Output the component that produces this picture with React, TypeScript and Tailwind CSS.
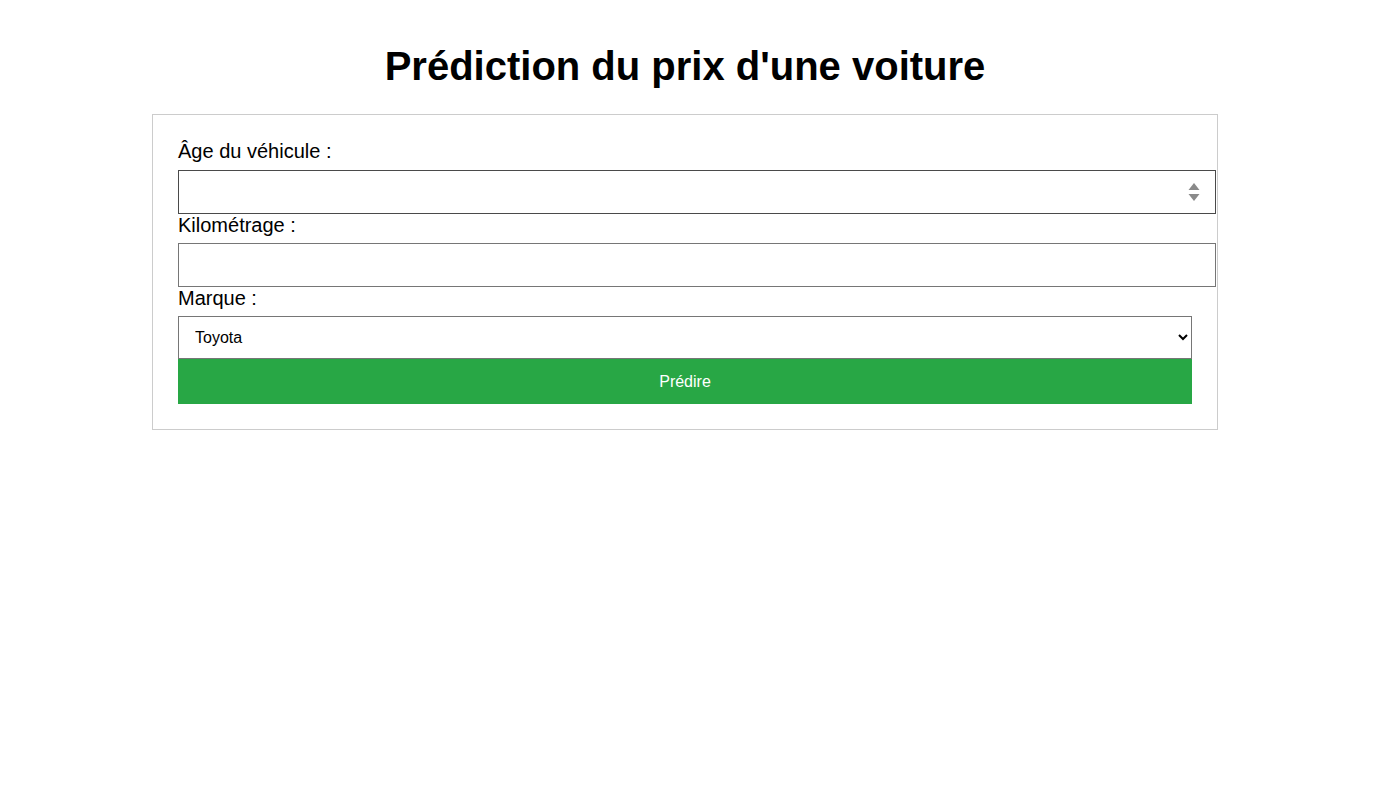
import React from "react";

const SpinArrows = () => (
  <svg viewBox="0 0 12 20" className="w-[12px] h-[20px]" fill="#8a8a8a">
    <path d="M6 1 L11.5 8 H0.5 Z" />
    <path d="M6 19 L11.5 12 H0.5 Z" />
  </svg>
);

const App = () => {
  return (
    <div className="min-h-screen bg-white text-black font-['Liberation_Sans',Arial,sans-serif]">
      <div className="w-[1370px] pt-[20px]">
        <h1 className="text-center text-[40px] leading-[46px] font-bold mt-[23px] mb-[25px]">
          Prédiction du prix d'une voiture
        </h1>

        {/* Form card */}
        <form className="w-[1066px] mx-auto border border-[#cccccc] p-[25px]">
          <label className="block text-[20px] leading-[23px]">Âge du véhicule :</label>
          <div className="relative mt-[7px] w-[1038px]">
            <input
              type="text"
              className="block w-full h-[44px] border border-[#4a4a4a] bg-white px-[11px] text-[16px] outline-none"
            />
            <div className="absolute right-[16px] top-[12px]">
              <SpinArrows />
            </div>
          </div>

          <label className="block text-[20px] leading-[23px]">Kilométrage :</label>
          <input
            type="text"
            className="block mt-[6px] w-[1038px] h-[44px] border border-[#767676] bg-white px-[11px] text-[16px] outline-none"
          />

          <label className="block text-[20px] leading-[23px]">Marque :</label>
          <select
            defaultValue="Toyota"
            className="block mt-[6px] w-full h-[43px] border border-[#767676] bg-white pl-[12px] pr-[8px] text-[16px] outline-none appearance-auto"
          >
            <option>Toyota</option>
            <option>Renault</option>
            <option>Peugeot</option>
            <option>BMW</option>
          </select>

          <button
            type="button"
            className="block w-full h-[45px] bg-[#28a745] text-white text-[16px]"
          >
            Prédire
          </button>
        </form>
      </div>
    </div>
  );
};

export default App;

● ● ● ●

Extract the lines exactly, please: the first line of the listing, the line with "import React from", and every line between them, but no pictures.

### [EXPECTED ANSWER]
Output the component that produces this picture with React, TypeScript and Tailwind CSS.
import React from "react";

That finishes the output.